• _REQUIRED TASK_: Find every line below that contains the word "React" and copy it out.

• _DATA SHOWN_:
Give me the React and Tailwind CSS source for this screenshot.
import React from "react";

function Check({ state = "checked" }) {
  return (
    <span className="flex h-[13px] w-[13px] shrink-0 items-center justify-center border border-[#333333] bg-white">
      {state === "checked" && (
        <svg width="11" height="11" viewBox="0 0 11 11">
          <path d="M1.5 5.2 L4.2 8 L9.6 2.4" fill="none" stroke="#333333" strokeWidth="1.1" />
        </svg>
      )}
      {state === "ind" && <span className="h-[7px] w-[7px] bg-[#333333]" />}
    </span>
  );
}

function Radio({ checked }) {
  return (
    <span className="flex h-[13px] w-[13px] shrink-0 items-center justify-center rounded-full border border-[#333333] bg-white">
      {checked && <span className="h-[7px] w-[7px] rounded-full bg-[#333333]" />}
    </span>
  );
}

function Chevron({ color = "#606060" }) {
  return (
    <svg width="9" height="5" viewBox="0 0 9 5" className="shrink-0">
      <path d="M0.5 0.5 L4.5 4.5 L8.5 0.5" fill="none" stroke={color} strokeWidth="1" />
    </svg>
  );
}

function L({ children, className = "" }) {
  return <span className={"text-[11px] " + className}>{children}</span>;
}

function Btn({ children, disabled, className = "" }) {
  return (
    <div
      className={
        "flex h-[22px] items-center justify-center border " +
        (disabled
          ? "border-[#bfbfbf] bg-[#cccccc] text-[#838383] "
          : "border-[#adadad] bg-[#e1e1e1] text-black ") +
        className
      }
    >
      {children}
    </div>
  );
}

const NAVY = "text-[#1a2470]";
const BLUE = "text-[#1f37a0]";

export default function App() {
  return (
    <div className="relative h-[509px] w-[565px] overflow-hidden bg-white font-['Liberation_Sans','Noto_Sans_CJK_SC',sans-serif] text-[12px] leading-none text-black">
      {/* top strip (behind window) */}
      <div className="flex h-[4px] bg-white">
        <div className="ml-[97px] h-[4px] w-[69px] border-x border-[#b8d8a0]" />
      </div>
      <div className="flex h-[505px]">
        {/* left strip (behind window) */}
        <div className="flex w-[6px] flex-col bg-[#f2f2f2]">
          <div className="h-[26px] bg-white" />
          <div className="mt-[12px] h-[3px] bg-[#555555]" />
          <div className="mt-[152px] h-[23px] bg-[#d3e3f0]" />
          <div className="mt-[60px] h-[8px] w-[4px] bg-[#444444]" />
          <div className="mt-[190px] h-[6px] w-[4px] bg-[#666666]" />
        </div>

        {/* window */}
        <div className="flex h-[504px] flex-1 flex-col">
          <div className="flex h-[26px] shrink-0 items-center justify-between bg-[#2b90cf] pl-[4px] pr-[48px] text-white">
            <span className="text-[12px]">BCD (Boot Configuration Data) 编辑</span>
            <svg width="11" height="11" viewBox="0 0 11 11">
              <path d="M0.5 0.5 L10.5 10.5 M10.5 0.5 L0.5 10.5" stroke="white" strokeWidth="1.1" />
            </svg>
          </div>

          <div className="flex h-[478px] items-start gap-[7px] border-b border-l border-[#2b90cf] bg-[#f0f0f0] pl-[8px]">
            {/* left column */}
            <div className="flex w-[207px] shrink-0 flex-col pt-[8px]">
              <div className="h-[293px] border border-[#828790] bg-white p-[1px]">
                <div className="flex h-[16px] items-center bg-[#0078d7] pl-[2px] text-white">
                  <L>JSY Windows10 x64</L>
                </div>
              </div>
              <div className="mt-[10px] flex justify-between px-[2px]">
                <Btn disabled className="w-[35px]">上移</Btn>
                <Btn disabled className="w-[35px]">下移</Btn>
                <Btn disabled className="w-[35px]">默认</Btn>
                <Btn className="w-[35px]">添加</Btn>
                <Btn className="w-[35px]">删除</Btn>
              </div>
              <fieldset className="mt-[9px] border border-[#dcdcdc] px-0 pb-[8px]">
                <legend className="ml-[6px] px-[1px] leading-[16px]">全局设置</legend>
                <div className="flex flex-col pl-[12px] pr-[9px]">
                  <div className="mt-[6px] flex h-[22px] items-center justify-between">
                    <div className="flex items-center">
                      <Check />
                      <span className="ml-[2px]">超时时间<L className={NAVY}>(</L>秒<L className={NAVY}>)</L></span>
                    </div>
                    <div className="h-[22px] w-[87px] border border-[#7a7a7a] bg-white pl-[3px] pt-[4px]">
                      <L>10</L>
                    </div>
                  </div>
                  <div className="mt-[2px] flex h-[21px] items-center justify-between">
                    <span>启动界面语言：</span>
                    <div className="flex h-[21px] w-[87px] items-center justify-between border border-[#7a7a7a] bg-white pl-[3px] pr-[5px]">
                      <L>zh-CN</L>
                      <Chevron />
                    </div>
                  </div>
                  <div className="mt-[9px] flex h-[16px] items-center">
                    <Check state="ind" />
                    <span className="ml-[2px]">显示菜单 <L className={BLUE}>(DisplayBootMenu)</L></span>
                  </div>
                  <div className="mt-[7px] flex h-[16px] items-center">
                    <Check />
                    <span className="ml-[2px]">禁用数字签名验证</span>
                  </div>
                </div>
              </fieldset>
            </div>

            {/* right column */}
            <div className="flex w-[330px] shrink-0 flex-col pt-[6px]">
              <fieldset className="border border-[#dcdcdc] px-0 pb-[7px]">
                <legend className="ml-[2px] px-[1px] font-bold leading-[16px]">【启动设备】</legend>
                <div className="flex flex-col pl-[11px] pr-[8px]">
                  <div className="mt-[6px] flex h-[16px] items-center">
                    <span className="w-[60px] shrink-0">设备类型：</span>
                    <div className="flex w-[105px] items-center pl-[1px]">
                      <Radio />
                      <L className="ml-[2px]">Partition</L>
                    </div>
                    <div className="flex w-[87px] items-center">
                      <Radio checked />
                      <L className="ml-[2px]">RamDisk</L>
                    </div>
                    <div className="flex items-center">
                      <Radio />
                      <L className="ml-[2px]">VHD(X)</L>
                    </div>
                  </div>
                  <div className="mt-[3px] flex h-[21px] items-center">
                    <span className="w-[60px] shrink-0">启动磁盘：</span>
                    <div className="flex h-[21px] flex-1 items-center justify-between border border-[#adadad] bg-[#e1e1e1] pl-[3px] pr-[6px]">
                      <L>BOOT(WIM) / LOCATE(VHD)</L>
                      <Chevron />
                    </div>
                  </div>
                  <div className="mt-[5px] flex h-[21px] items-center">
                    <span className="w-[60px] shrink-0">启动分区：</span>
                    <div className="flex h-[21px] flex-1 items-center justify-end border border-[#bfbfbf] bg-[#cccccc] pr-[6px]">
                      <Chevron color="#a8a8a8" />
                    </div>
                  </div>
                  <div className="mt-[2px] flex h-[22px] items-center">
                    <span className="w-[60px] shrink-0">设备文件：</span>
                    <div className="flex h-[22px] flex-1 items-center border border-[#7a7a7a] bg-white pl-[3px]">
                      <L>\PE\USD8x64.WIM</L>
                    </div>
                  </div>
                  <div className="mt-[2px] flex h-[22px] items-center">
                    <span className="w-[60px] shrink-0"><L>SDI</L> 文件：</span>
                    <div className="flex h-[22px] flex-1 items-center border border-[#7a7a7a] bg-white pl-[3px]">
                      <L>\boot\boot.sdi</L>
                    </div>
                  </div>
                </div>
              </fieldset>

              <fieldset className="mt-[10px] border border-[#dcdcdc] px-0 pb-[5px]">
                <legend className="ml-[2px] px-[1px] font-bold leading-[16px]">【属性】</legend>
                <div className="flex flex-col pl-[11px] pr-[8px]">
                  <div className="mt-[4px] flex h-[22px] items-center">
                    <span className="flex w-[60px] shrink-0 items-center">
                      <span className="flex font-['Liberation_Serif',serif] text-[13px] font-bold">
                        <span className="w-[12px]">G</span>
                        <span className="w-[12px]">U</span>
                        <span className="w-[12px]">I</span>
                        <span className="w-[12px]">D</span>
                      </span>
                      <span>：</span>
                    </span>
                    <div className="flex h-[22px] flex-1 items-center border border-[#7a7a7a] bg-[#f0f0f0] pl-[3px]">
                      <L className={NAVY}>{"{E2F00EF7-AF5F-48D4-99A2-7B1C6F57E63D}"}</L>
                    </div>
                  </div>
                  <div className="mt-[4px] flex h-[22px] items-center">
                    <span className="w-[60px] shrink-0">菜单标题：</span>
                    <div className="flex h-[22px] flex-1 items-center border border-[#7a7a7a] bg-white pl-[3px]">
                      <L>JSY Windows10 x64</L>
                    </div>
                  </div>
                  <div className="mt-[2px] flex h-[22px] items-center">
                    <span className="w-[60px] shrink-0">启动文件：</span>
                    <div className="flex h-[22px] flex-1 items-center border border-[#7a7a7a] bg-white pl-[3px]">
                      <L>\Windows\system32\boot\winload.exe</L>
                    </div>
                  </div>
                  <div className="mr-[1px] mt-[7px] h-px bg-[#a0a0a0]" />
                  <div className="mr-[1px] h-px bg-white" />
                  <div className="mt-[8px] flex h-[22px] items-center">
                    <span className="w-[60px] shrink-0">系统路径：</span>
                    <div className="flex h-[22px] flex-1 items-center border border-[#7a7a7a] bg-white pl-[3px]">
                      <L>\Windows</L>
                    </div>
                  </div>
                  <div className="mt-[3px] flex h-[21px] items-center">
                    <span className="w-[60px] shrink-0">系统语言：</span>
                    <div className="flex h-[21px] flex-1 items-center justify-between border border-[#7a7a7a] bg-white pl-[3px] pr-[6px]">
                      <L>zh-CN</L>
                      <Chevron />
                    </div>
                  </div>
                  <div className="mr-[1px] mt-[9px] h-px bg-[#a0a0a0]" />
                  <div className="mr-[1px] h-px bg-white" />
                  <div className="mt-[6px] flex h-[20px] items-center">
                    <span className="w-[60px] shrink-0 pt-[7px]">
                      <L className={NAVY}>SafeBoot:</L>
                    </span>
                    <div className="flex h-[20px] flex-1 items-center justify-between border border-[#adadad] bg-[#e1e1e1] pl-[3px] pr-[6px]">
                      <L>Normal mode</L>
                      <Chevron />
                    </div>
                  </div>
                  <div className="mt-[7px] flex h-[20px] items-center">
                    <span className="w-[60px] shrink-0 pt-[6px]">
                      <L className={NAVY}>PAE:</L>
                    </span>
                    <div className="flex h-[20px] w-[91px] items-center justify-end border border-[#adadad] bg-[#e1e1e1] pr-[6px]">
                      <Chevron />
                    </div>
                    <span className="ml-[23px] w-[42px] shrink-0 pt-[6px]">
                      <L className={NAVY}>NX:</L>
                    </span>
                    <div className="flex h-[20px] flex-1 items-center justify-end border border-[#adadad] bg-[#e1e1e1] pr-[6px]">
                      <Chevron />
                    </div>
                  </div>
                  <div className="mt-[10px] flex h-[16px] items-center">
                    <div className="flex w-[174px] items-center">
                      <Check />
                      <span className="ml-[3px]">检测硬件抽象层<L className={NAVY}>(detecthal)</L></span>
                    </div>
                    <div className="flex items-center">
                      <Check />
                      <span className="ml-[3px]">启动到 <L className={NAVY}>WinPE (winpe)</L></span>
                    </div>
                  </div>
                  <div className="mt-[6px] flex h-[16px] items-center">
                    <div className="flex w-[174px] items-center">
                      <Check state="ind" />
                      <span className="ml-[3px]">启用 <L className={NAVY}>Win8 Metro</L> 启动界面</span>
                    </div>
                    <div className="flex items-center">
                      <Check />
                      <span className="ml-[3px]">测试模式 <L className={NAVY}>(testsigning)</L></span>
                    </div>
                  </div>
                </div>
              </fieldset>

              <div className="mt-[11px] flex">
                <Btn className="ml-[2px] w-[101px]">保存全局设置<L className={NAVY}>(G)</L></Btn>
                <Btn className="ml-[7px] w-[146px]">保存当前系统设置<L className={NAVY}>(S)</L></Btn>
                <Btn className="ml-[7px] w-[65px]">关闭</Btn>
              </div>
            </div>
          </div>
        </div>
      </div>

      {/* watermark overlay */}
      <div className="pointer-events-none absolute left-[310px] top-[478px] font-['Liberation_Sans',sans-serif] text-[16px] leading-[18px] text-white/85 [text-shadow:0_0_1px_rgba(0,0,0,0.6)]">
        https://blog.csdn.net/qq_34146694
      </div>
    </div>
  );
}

• _TASK SOLUTION_:
Give me the React and Tailwind CSS source for this screenshot.
import React from "react";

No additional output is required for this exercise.